Desde hace varias décadas los gobiernos en turno han cambiado sustancial y sucesivamente el sistema de educación.
Ahora, tenemos La Nueva Escuela Mexicana que, como antes, para romper con los paradigmas establecidos, subordina la educación a la ideología y la política.
Los cambios radicales y continuos han impedido que cada nuevo programa madure y sea cabalmente comprendido y asimilado por los maestros y alumnos.
En las políticas de educación se debería considerar que todo sistema es un conjunto de cosas o normas que subordinados a una idea u objeto central se ordenan jerárquicamente. Y que requiere de tiempo para ajustarse y funcionar adecuadamente.
Un programa integral debe contemplar todos los grados de la educación, subordinados a la idea central de que la preparación académica, intelectual y emocional es necesaria para interactuar satisfactoriamente en la compleja red de relaciones sociales.
La jerarquía entre los diferentes niveles de la educación es una necesidad evidente: no se puede acceder con éxito al nivel superior sino se han adquirido los conocimientos del nivel inferior.
Los frutos de un sistema exitoso reportan beneficios individuales y sociales.
A las personas les da la posibilidad real de superarse; al país el acceso al desarrollo científico, tecnológico y socioeconómico.

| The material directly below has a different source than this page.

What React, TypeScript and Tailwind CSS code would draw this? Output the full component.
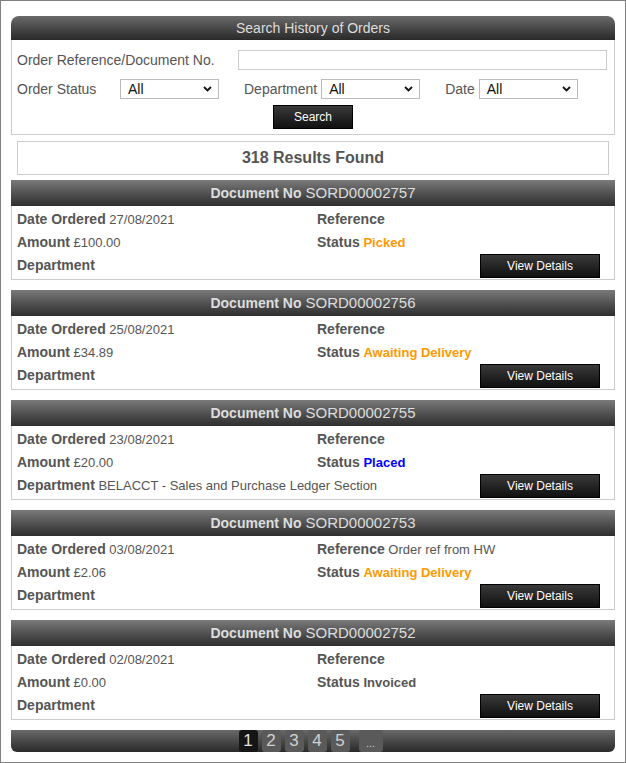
import React from "react";

type Order = {
  doc: string;
  date: string;
  amount: string;
  reference: string;
  status: string;
  statusClass: string;
  department: string;
};

const orders: Order[] = [
  { doc: "SORD00002757", date: "27/08/2021", amount: "£100.00", reference: "", status: "Picked", statusClass: "text-[#ff9900]", department: "" },
  { doc: "SORD00002756", date: "25/08/2021", amount: "£34.89", reference: "", status: "Awaiting Delivery", statusClass: "text-[#ff9900]", department: "" },
  { doc: "SORD00002755", date: "23/08/2021", amount: "£20.00", reference: "", status: "Placed", statusClass: "text-[#0000ff]", department: "BELACCT - Sales and Purchase Ledger Section" },
  { doc: "SORD00002753", date: "03/08/2021", amount: "£2.06", reference: "Order ref from HW", status: "Awaiting Delivery", statusClass: "text-[#ff9900]", department: "" },
  { doc: "SORD00002752", date: "02/08/2021", amount: "£0.00", reference: "", status: "Invoiced", statusClass: "text-[#555555]", department: "" },
];

function Chevron() {
  return (
    <svg width="9" height="6" viewBox="0 0 9 6" className="shrink-0">
      <path d="M1 1 L4.5 4.5 L8 1" fill="none" stroke="#111" strokeWidth="1.8" />
    </svg>
  );
}

function FakeSelect() {
  return (
    <div className="flex h-[20px] w-[99px] items-center justify-between border border-[#bbbbbb] bg-white pl-[7px] pr-[6px] text-[14px] text-[#111]">
      <span>All</span>
      <Chevron />
    </div>
  );
}

function Label({ children }: { children: React.ReactNode }) {
  return <span className="text-[14px] font-bold">{children}</span>;
}

function Card({ o }: { o: Order }) {
  return (
    <div className="mt-[10px] first:mt-[5px]">
      <div className="flex h-[26px] items-center justify-center bg-gradient-to-b from-[#7a7a7a] to-[#2e2e2e] text-[#dddddd]">
        <span className="text-[14px] font-bold">Document No</span>
        <span className="ml-[4px] text-[15px]">{o.doc}</span>
      </div>
      <div className="border-x border-b border-[#cccccc] pb-[2px] pl-[5px] pr-[14px] pt-[2px] text-[13px] text-[#555555]">
        <div className="flex h-[23px] items-center">
          <div className="w-[300px]">
            <Label>Date Ordered</Label> {o.date}
          </div>
          <div>
            <Label>Reference</Label>
            {o.reference ? " " + o.reference : ""}
          </div>
        </div>
        <div className="flex h-[23px] items-center">
          <div className="w-[300px]">
            <Label>Amount</Label> {o.amount}
          </div>
          <div>
            <Label>Status</Label>{" "}
            <span className={"font-bold " + o.statusClass}>{o.status}</span>
          </div>
        </div>
        <div className="flex h-[23px] items-center justify-between">
          <div>
            <Label>Department</Label>
            {o.department ? " " + o.department : ""}
          </div>
          <div className="flex h-[24px] w-[120px] items-center justify-center border border-black bg-gradient-to-b from-[#3a3a3a] to-[#111111] text-[12px] text-white">
            View Details
          </div>
        </div>
      </div>
    </div>
  );
}

export default function App() {
  return (
    <div className="box-border h-[763px] w-[626px] border border-[#808080] bg-white px-[10px] pt-[15px] font-['Liberation_Sans',Arial,sans-serif]">
      {/* Search panel */}
      <div className="flex h-[24px] items-center justify-center rounded-t-[8px] bg-gradient-to-b from-[#6a6a6a] to-[#2a2a2a] text-[14px] text-[#dddddd]">
        Search History of Orders
      </div>
      <div className="border-x border-b border-[#cccccc] pb-[5px] pl-[5px] pr-[7px] pt-[10px] text-[14px] text-[#555555]">
        <div className="flex h-[20px] items-center">
          <div className="w-[221px]">Order Reference/Document No.</div>
          <div className="h-[20px] flex-1 border border-[#cccccc] bg-white" />
        </div>
        <div className="mt-[9px] flex h-[20px] items-center">
          <div className="w-[103px]">Order Status</div>
          <FakeSelect />
          <div className="ml-[25px] mr-[4px]">Department</div>
          <FakeSelect />
          <div className="ml-[25px] mr-[4px]">Date</div>
          <FakeSelect />
        </div>
        <div className="mt-[6px] flex justify-center pl-[2px]">
          <div className="flex h-[24px] w-[80px] items-center justify-center border border-black bg-gradient-to-b from-[#3a3a3a] to-[#111111] text-[12px] text-white">
            Search
          </div>
        </div>
      </div>

      {/* Results */}
      <div className="mx-[6px] mt-[6px] flex h-[34px] items-center justify-center border border-[#cccccc] text-[16px] font-bold text-[#555555]">
        318 Results Found
      </div>

      <div>
        {orders.map((o) => (
          <Card key={o.doc} o={o} />
        ))}
      </div>

      {/* Pagination */}
      <div className="mt-[10px] flex h-[22px] items-stretch justify-center gap-[4px] rounded-b-[6px] bg-gradient-to-b from-[#6a6a6a] to-[#2a2a2a] pr-[5px]">
        <div className="flex w-[19px] items-center justify-center rounded-[3px] bg-[#151515] text-[17px] text-[#e0e0e0]">1</div>
        {["2", "3", "4", "5"].map((n) => (
          <div key={n} className="flex w-[19px] items-center justify-center rounded-[3px] bg-[#5a5a5a] text-[17px] text-[#d0d0d0]">
            {n}
          </div>
        ))}
        <div className="ml-[5px] flex w-[24px] items-end justify-center rounded-[3px] bg-[#5a5a5a] pb-[3px] text-[11px] leading-none text-[#cccccc]">
          ...
        </div>
      </div>
    </div>
  );
}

Por el contrario, un sistema defectuoso ahonda la pobreza y la desigualdad, paraliza la movilidad social; y condena a las naciones al subdesarrollo.
Además del daño evidente que provocan los cambios continuos, La Nueva Escuela tiene dos ejes perniciosos:
Que no haya evaluaciones para el asenso de los maestros ni alumnos de primaria reprobados.
Bastan con eso para anticipar la ruina de la educación pública y privada; y el aciago futuro de los niños y jóvenes que deficientemente preparados enfrentarán un mundo que cada día exige mayores niveles de capacidad y competitividad.